26 Paragraphs 29.8, 9, 10 and 11 relate to an alleged failure to warn prospective and actual residents, failure to monitor their health and inform them of protected measures. At first glance these might be said to be matters that are relevant for the Environmental Protection Authority, in reality the third defendant. I do not think the defendants are entitled to further particulars of the sub-paragraphs. It is quite clear what is being alleged against the third defendant. In any event the issue seems to me to be taken up by pars 35.2-35.6 of the statement of claim which tends to overlap the references in par 29.8-29.11 inclusive.

27 Referring to pars 35.2-35.6 of the statement of claim, it is noted that these paragraphs allege specific failures of the third defendant in contravention of various sections of the Environmental Protection 1986. Request 35.2(a) says:

          "Provide full particulars of –

          'the manner in which the third defendant failed to ensure that the first and/or second defendants were not in contravention of Section 49 and/or Section 50 and/or Section 51 of the Environmental Protection Act (the EP Act)'."

28 I agree with Mr Herron's comment that this request really is nonsensical.

29 As to request 35.2(b) where further particulars are sought of 'the steps which the third defendant ought to have taken but failed to take…" I have a different view. It seems to me that the plaintiffs should be required to give particulars of what it is they say the third defendant should have done but did not do. I am prepared to make an order that the plaintiffs answer request 35.2(b).


(Page 10)

30 In relation to pars 35.2(c), (d), (e) and (f), these seem to me to be requests for evidence and the plaintiff should not be obliged to answer them. I am also confident the information will become available following the exchange of expert evidence reports.
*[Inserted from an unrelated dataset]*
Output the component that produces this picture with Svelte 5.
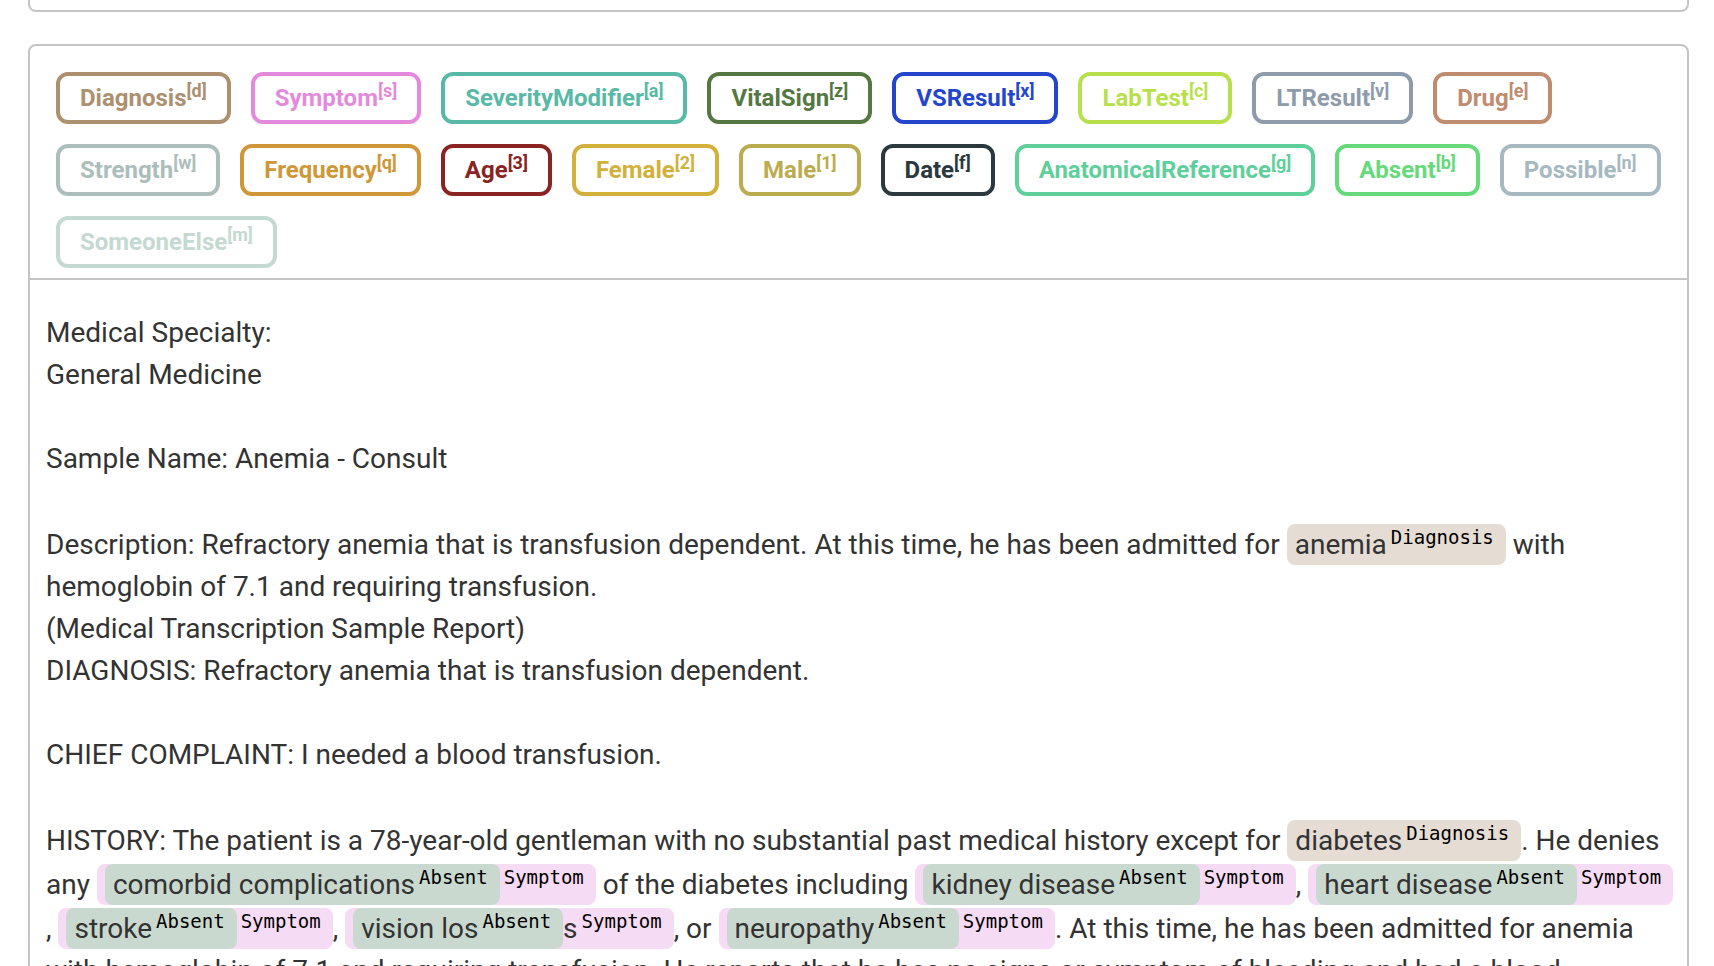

31 As to request 35.3, in my view this is in essence a request for evidence and need not be answered. As to par 35.4, as to the first part where the plaintiffs are requested to "provide full particulars of the grounds for revoking or suspending the licence…" I think this is nonsensical. Similarly requesting the plaintiffs to provide dates "on which the Chief Executive Officer…was satisfied…" and particulars of "the conditions which the CEO was satisfied had been breached…" is difficult to understand let alone answer. Similarly request 35.4(c). As to the balance of request 35.4 I think it is a request for evidence. As to 35.5 similarly I think it is a request for evidence and, further, it is oppressive and need not be answered. In relation to request 35.6, par 35.6 alleges that the third defendant

          "failed pursuant to Section 73 of the Act to take any or any adequate action or give any or any directions to remove, disburse, etc or otherwise deal with waste…or to prevent the condition of a pollution from arising…"
32 Request 35.6 seeks particulars of the action which should have been taken and the directions which should have been given, etc. The paragraph in the statement of claim is inelegantly phrased on one view but it seems to me to be obvious that the action that a regulatory authority might take is to give directions and the like. This is what it is alleged in the plea that the third defendant failed to do. I do not think an answer to this request is necessary.
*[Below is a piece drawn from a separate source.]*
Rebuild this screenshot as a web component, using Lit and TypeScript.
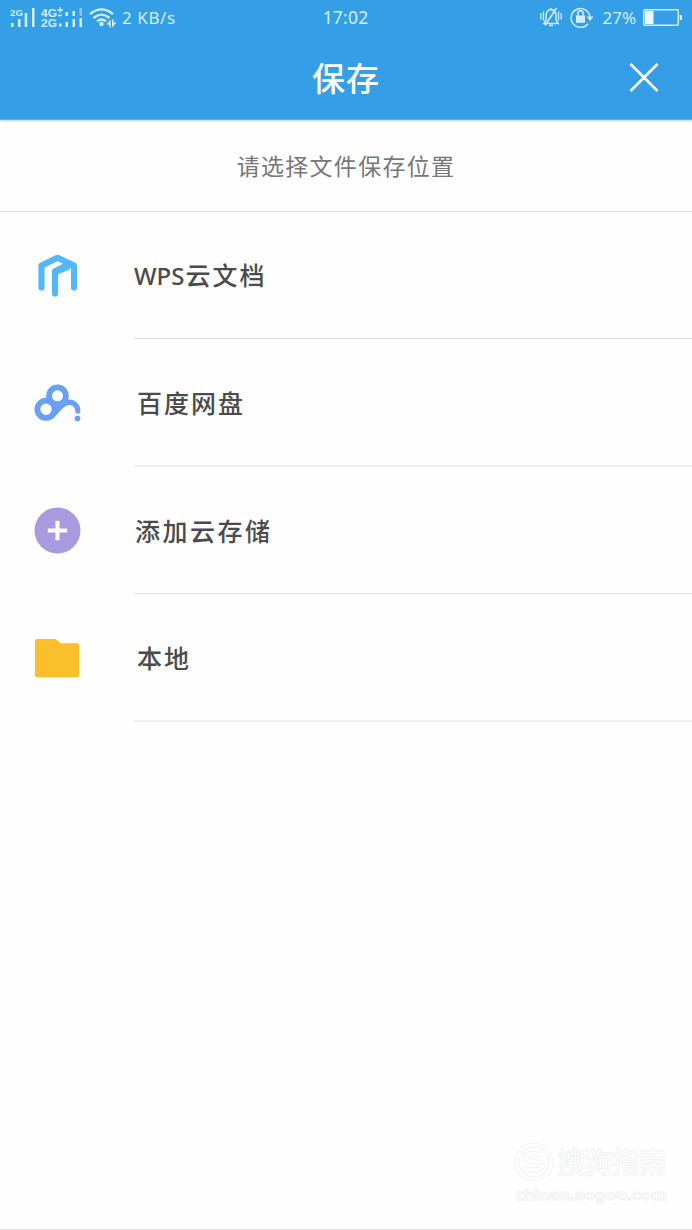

33 Paragraph 36 of the statement of claim alleges nuisance against the third defendant. The request seeks particulars of the conduct of the third defendant. It seems to me to be obvious that the alleged conduct is failure to fulfil its obligations under the legislation. It is self-evident. Particulars of "the manner in which that conduct caused or permitted the hazardous substances to pollute the air breathed by the plaintiffs…" also seems to me to be difficult of response. It is the inaction of the third defendant that is relied upon. The allegation is sufficiently clear for the third defendant to appreciate the case it has to meet. The third defendant can ascertain the nature of the case by perusal of the previous paragraph being par 35 of the statement of claim. Again I do not think it is necessary to order the plaintiffs to answer the request for particulars No 36.


(Page 11)

34 In taking the approach that I do to these matters I should indicate that I accept the broad submissions made by counsel for the plaintiff, especially at transcript p 43 where he said:

          "My learned friend…made the submission that we should be able to say in what respect the substances are hazardous and I have already made the point I think that no we don't have to do that. That is not part of our case, its unnecessary for our case to say in what respects its hazardous. We say the substances were emitted, we suffer this injury. If we prove that causal link, we say by that alone the substances are hazardous; otherwise, we wouldn't have suffered this injury.

          We don't have to say at a particular limit or a particular contamination or a particular mixture and so on and I don't know that we would ever be able to do that. We could simply say there is no question these various substances were emitted. We suffer the injury. Therefore it follows from that, you can infer from that, that it was hazardous in that sense. We don't have to prove its hazardous in a scientific sense or in a health department sense."

35 As to par 37 of the statement of claim, this relates to the fourth and fifth defendants and pleads knowledge of the condition and nature of the operations being conducted at the sites. The fourth and fifth defendants are The State Planning Commission and The State Housing Commission respectively. Request 37(a) and (b) relate to evidence and need not be answered. Request 37(c) is unnecessary. It is already alleged and dealt with in par 13 and par 14 of the statement of claim. Similarly for request 37(d). As to (e) and (f), this is material which should be available following the exchange of expert reports. As to (e), (f) and (g) (second mentioned) I think this is a request for evidence and does not need to be answered.

36 As to par 40.5 of the statement of claim it is alleged that the fourth and fifth defendants failed to ensure the houses that were built were not exposed to hazardous substances and the like. The request 40.5 seeks particulars of the steps which the fourth and fifth defendants ought to have taken but failed to take to ensure that houses built in the subdivision and members of the public living in the subdivision were not exposed to hazardous substances. On the face of it I think that request 40.5 is


(Page 12)

reasonable and should be answered. Similarly I think the plaintiffs could and should provide the particulars sought in request 40.6.